Andrew described some of the recent history of the one and a half mile long Great Esker Park. During the world wars when Bare Cove Park was used as a munitions depot, Great Esker Park, with its 90 to 100-foot tall eskers was held by the Navy as a barrier to protect Weymouth from any potential explosions in the munitions storage area on the other side of the river. The only construction on the Weymouth side was a roadway used to patrol the area. In the 1960s when the military bases were decommissioned the property was made available to the local communities through the federal land to parks program. Acquisition of Great Esker Park met with initial opposition in Weymouth but was ultimately approved through the efforts of Weymouth citizen Mary Toomey.
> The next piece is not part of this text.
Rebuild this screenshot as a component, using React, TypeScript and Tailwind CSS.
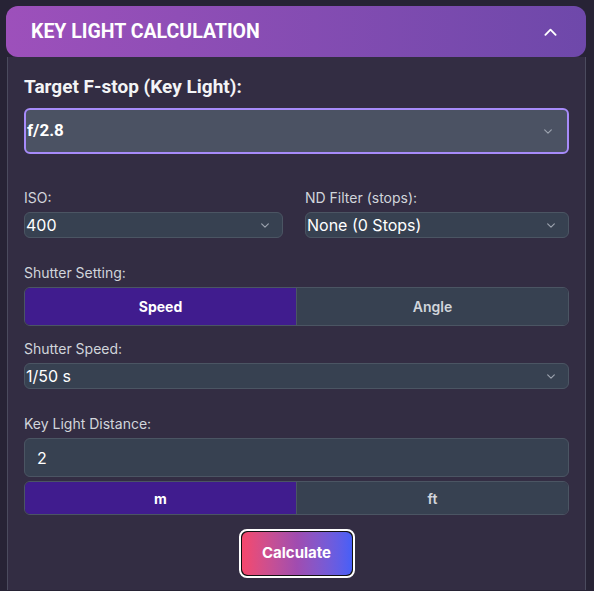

Upon entering Great Esker Park, the group walked along an esker on the main road to a trail that continued up along the peak of the esker. Before we headed up the esker, Andrew described how the eskers were formed 10-12,000 years ago during the ice age. As the ice, which capped the glacier, melted, it formed streams under the glacier. As the streams flowed they eroded the soil below and deposited the soil along their banks. Over time the banks formed long steep eskers, which were left behind as the glaciers receded. At approximately 95 feet in height the eskers at Great Esker Park are believed to be the tallest remaining in North America and second in height to eskers in Siberia.
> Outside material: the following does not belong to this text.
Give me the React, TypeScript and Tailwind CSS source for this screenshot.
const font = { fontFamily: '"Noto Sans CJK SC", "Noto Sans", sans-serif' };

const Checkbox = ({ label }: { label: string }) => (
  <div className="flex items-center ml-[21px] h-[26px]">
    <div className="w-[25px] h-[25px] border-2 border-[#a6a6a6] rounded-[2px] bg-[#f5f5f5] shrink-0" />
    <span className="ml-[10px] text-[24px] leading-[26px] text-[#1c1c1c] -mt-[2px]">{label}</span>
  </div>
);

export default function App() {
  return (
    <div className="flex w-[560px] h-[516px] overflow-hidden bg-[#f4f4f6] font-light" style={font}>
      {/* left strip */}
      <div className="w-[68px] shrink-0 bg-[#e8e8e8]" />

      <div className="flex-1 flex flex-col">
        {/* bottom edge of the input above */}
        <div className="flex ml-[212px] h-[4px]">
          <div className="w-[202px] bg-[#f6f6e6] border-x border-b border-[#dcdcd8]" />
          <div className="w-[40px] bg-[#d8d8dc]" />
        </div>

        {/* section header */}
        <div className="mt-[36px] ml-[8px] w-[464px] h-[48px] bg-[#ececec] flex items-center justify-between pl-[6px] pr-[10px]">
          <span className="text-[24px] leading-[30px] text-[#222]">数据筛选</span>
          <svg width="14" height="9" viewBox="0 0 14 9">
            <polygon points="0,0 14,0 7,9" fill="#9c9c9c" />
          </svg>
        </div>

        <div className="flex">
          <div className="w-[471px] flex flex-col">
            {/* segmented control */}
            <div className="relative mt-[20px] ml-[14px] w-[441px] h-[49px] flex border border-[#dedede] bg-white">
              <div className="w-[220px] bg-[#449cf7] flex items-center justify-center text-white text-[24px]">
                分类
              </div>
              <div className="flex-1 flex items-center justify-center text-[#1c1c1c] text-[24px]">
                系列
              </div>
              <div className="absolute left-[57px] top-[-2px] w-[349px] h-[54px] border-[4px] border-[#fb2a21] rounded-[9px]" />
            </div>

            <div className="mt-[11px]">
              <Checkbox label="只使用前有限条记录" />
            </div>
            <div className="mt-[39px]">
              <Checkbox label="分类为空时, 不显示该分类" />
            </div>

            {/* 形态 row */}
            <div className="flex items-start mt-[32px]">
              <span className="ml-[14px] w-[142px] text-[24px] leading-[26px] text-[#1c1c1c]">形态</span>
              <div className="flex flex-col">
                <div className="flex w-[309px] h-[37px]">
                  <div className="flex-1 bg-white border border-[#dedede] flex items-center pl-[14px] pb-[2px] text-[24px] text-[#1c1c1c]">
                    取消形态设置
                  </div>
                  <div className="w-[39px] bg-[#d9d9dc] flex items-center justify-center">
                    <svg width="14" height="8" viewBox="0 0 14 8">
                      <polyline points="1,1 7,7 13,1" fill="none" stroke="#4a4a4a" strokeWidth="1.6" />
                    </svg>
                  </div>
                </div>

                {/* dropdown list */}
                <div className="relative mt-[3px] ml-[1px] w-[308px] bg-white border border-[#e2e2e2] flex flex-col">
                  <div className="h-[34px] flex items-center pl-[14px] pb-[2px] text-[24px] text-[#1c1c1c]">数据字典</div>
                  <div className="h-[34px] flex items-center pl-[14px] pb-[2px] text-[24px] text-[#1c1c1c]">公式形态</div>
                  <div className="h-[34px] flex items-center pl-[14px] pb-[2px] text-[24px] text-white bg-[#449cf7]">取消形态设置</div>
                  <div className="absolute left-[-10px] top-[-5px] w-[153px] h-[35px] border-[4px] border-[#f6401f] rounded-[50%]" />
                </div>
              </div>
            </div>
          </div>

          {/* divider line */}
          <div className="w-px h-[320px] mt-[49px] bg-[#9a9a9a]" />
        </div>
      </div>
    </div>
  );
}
A small portion of walkers chose to continue along the flat land along the river. Those taking the esker route walked a narrow path through the trees, following the sometimes-steep incline up and down the esker. The payoff were the vistas of the sky/marsh/water landscape viewed from the top—beautiful despite the overcast skies.
At the west side of the esker we all crossed over a bridge built years ago by Boy Scouts (one of a few in the park) crossing a stream from a salt pond which flows into the Back River. Andrew noted that the pond is a feeding spot for birds.
The group then followed a paved roadway to the Overlook in Osprey Overlook Park for one final view of the Back River and its estuary. Andrew identified the points of access to the parks for those wishing to return for further exploration. In addition to Wharf Street there are entrances from Puritan Road by way of East Street, and Elva Road off Green Street. Andrew was thanked for his excellent job as a guide with a large round of applause before everyone left.